Now, lets say I want to search for a particular text within this dataset to change something, is that something I can do? Probably the main question that I am asking is, can I modify annotations after I've added them to the dataset using db-in? Also the search feature would be cool too.
Off topic, you guys have built an amazing tool, we've been using it for all our NER tasks.
Datasets in Prodigy are append-only by design – I've written some more about that concept on this thread:
Prodigy gives you direct access to the datasets via its Python API – so you can use that to implement any filtering or search logic you need, over any fields in the JSON records. You could do a simple keyword search over the "text" values, or do something more complex with regular expressions (or even spaCy if you want a more advanced NLP-powered search ).
from prodigy.components.db import connect
db = connect()
examples = db.get_datasset("dataset_name")
for eg in examples:
# do something here...
examples here is a list of dictionaries representing the individual examples.
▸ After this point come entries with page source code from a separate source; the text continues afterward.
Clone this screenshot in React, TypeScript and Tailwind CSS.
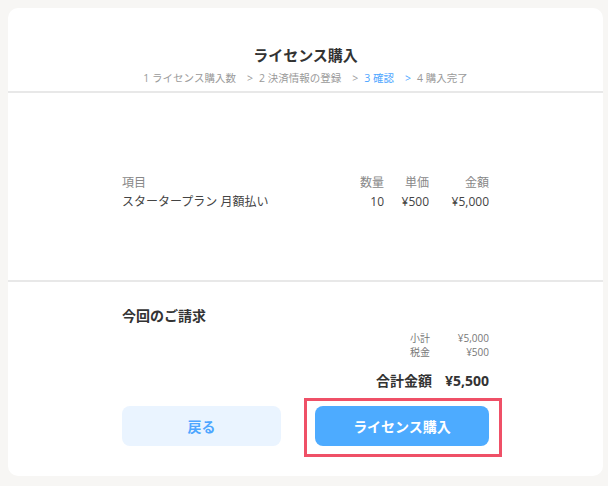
export default function App() {
  const font = { fontFamily: '"Open Sans", "Noto Sans CJK JP", sans-serif' };
  return (
    // page background
    <div className="w-[608px] h-[486px] bg-[#f7f6f4] p-2" style={font}>
      <div className="flex flex-col w-[595px] h-[468px] bg-white rounded-[10px] overflow-hidden">
        {/* title + steps */}
        <div className="flex flex-col items-center h-[85px] pt-[37px] border-b-2 border-[#e8e8e8]">
          <p className="text-[15px] leading-[20px] font-bold text-[#333]">ライセンス購入</p>
          <div className="flex items-center mt-[6px] text-[10.5px] leading-[14px] text-[#9a9a9a]">
            <span>1 ライセンス購入数</span>
            <span className="pl-[11px] pr-[6px]">&gt;</span>
            <span>2 決済情報の登録</span>
            <span className="pl-[11px] pr-[6px]">&gt;</span>
            <span className="text-[#4da6ff]">3 確認</span>
            <span className="pl-[11px] pr-[6px] text-[#4da6ff]">&gt;</span>
            <span>4 購入完了</span>
          </div>
        </div>

        {/* items table */}
        <div className="h-[189px] pt-[80px] px-[114px] border-b-2 border-[#e8e8e8] bg-white">
          <div className="grid grid-cols-[1fr_auto_45px_60px] text-[12px] leading-[19px]">
            <span className="text-[#888]">項目</span>
            <span className="text-right text-[#888]">数量</span>
            <span className="text-right text-[#888]">単価</span>
            <span className="text-right text-[#888]">金額</span>
            <span className="text-[#444]">スタータープラン 月額払い</span>
            <span className="text-right text-[#444]">10</span>
            <span className="text-right text-[#444]">¥500</span>
            <span className="text-right text-[#444]">¥5,000</span>
          </div>
        </div>

        {/* billing summary */}
        <div className="flex flex-col px-[114px] pt-[24px]">
          <p className="text-[14px] leading-[20px] font-bold text-[#333]">今回のご請求</p>
          <div className="self-end grid grid-cols-[auto_59px] mt-[5px] text-[10px] leading-[14px] text-[#777]">
            <span>小計</span>
            <span className="text-right">¥5,000</span>
            <span>税金</span>
            <span className="text-right">¥500</span>
          </div>
          <div className="self-end flex gap-[13px] mt-[12px] text-[14px] leading-[20px] font-bold text-[#333]">
            <span>合計金額</span>
            <span>¥5,500</span>
          </div>
          <div className="flex justify-between mt-[15px]">
            <button className="w-[159px] h-[40px] rounded-[8px] bg-[#eaf4ff] text-[14px] font-bold text-[#4da6ff]">
              戻る
            </button>
            <div className="relative">
              <button className="w-[174px] h-[40px] rounded-[8px] bg-[#4dabff] text-[14px] font-bold text-white">
                ライセンス購入
              </button>
              {/* highlight frame */}
              <div className="absolute left-[-11px] top-[-8px] right-[-13px] bottom-[-11px] border-[3px] border-[#ef5067] pointer-events-none" />
            </div>
          </div>
        </div>
      </div>
    </div>
  );
}
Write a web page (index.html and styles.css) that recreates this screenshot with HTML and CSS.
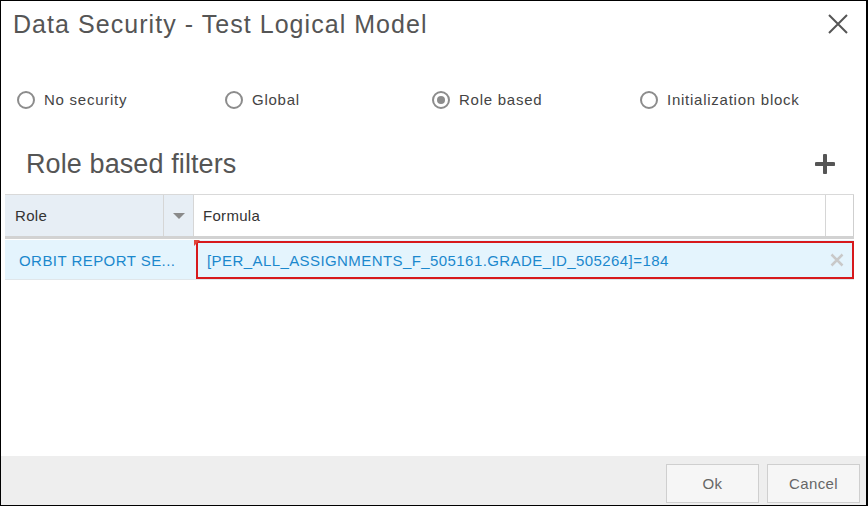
FILE: index.html
```html
<!DOCTYPE html>
<html>
<head>
<meta charset="utf-8">
<link rel="stylesheet" href="styles.css">
</head>
<body>
<div class="dialog">
  <div class="content">
    <div class="header">
      <div class="title">Data Security - Test Logical Model</div>
      <svg class="close" width="20" height="20" viewBox="0 0 20 20"><path d="M1 1 L19 19 M19 1 L1 19" stroke="#555" stroke-width="2" fill="none"/></svg>
    </div>
    <div class="radios">
      <label class="radio"><span class="circle"></span>No security</label>
      <label class="radio"><span class="circle"></span>Global</label>
      <label class="radio"><span class="circle checked"></span>Role based</label>
      <label class="radio"><span class="circle"></span>Initialization block</label>
    </div>
    <div class="section">
      <div class="heading">Role based filters</div>
      <svg class="plus" width="20" height="20" viewBox="0 0 20 20"><path d="M10 1.5 V18.5 M1.5 10 H18.5" stroke="#555" stroke-width="4" stroke-linecap="round" fill="none"/></svg>
    </div>
    <div class="table">
      <div class="thead">
        <div class="th role">Role</div>
        <div class="th sort"><span class="tri"></span></div>
        <div class="th formula">Formula</div>
        <div class="th last"></div>
      </div>
      <div class="trow">
        <div class="td role-val">ORBIT REPORT SE...</div>
        <div class="td formula-val">
          <span class="marker"></span>
          <div class="edit">
            <span class="ftext">[PER_ALL_ASSIGNMENTS_F_505161.GRADE_ID_505264]=184</span>
            <svg class="clear" width="14" height="14" viewBox="0 0 14 14"><path d="M1.5 1.5 L12.5 12.5 M12.5 1.5 L1.5 12.5" stroke="#c9c9c9" stroke-width="2.5" fill="none"/></svg>
          </div>
        </div>
      </div>
    </div>
  </div>
  <div class="footer">
    <button class="btn">Ok</button>
    <button class="btn">Cancel</button>
  </div>
</div>
</body>
</html>
```
FILE: styles.css
```css
* { box-sizing: border-box; }
html, body { margin: 0; padding: 0; background: #fff; }
body { font-family: "Liberation Sans", Arial, sans-serif; }

.dialog {
  width: 868px;
  height: 506px;
  border: 1px solid #000;
  border-right-width: 2px;
  display: flex;
  flex-direction: column;
  background: #fff;
}
.content { flex: 1; display: flex; flex-direction: column; }

.header {
  height: 46px;
  display: flex;
  align-items: center;
  justify-content: space-between;
  padding: 0 18px 0 12px;
}
.title {
  font-size: 25px;
  line-height: 48px;
  color: #555;
  letter-spacing: 1.05px;
}
.close { display: block; }

.radios {
  margin-top: 42px;
  height: 22px;
  display: grid;
  grid-template-columns: 208px 207px 208px 208px;
  padding-left: 16px;
}
.radio {
  display: flex;
  align-items: center;
  font-size: 15px;
  line-height: 22px;
  color: #444;
  letter-spacing: 0.75px;
}
.circle {
  width: 18px;
  height: 18px;
  border: 2px solid #8c8c8c;
  border-radius: 50%;
  margin-right: 9px;
  display: flex;
  align-items: center;
  justify-content: center;
}
.circle.checked::after {
  content: "";
  width: 8px;
  height: 8px;
  border-radius: 50%;
  background: #8c8c8c;
}

.section {
  margin-top: 33px;
  height: 40px;
  display: flex;
  align-items: center;
  justify-content: space-between;
  padding: 0 31px 0 25px;
}
.heading {
  font-size: 27px;
  line-height: 40px;
  color: #555;
  letter-spacing: 0.1px;
}
.plus { display: block; }

.table {
  margin: 10px 0 0 4px;
  width: 849px;
}
.thead {
  display: grid;
  grid-template-columns: 159px 30px 632px 28px;
  height: 45px;
  border-top: 1px solid #d9d9d9;
  border-bottom: 3px solid #d2d2d2;
}
.th {
  font-size: 15px;
  color: #333;
  display: flex;
  align-items: center;
  border-right: 1px solid #d6d6d6;
  letter-spacing: 0.3px;
}
.th.role { background: #e7eef5; padding-left: 10px; }
.th.sort { background: #e7eef5; justify-content: center; }
.th.formula { padding-left: 9px; }
.th.last { border-right: 1px solid #cfcfcf; }
.tri {
  width: 0; height: 0;
  border-left: 6px solid transparent;
  border-right: 6px solid transparent;
  border-top: 6px solid #8a8a8a;
  margin-left: 1px;
}

.trow {
  display: grid;
  grid-template-columns: 189px 660px;
  height: 41px;
  background: #e4f4fd;
  border-top: 1px solid #fff;
  border-bottom: 1px solid #e0e6ea;
}
.td { font-size: 15px; color: #1b88cd; }
.role-val {
  display: flex;
  align-items: center;
  padding-left: 14px;
  letter-spacing: 0.45px;
  padding-top: 1px;
}
.formula-val {
  position: relative;
  padding: 1px 0 0 2px;
}
.marker {
  position: absolute;
  left: 0;
  top: 0;
  width: 0; height: 0;
  border-top: 6px solid #e0463b;
  border-right: 6px solid transparent;
}
.edit {
  height: 38px;
  border: 2px solid #d7191c;
  display: flex;
  align-items: center;
  justify-content: space-between;
  padding: 0 8px 0 9px;
}
.ftext { letter-spacing: 0.42px; }
.clear { display: block; }

.footer {
  height: 49px;
  background: #eeeeee;
  display: flex;
  justify-content: flex-end;
  align-items: flex-start;
  gap: 8px;
  padding: 8px 6px 0 0;
}
.btn {
  width: 93px;
  height: 39px;
  background: #f6f6f6;
  border: 1px solid #cfcfcf;
  font-family: "Liberation Sans", Arial, sans-serif;
  font-size: 15px;
  color: #666;
  letter-spacing: 0.4px;
  padding: 0;
}
```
If you've found examples you want to edit, you could either export them to a file and re-annotate them (if you want to change entity spans or more complex stuff), or edit them in your script, and then save the result (previously correct examples, edited examples) to a new dataset.
Thank you Ines for the response, I can't imagine how you guys are able to develop such an incredible library(spacy) and tool(prodigy) and still be able to answer every "Tom, Dick and Harry".
Lets say I've extracted 10 documents from my dataset1 and placed them in a file called file_for_dataset2, I will use the prodigy ner.manual dataset2 ... file_for_dataset2 command to create a new dataset called dataset2 and correct everything in it.
After I am done, I can run something like this prodigy review dataset1 dataset2, where I can merge the changed of dataset2 in dataset1?
Thanks, we try out best It's actually very nice to be close to the developers who are using our tools.
The review recipe only really makes sense if you want to go over all existing annotations, merge them, resolve conflicts and create a "master annotation". For instance, if you have multiple annotators working on the same data with many disagreements.
If you know that your annotations are correct, you could just divide your data in two: the 10 documents you want to re-annotate, and the rest. Then re-annotate the 10 documents, and import the rest (other documents that don't need to be changed) to the same dataset. That should be much quicker.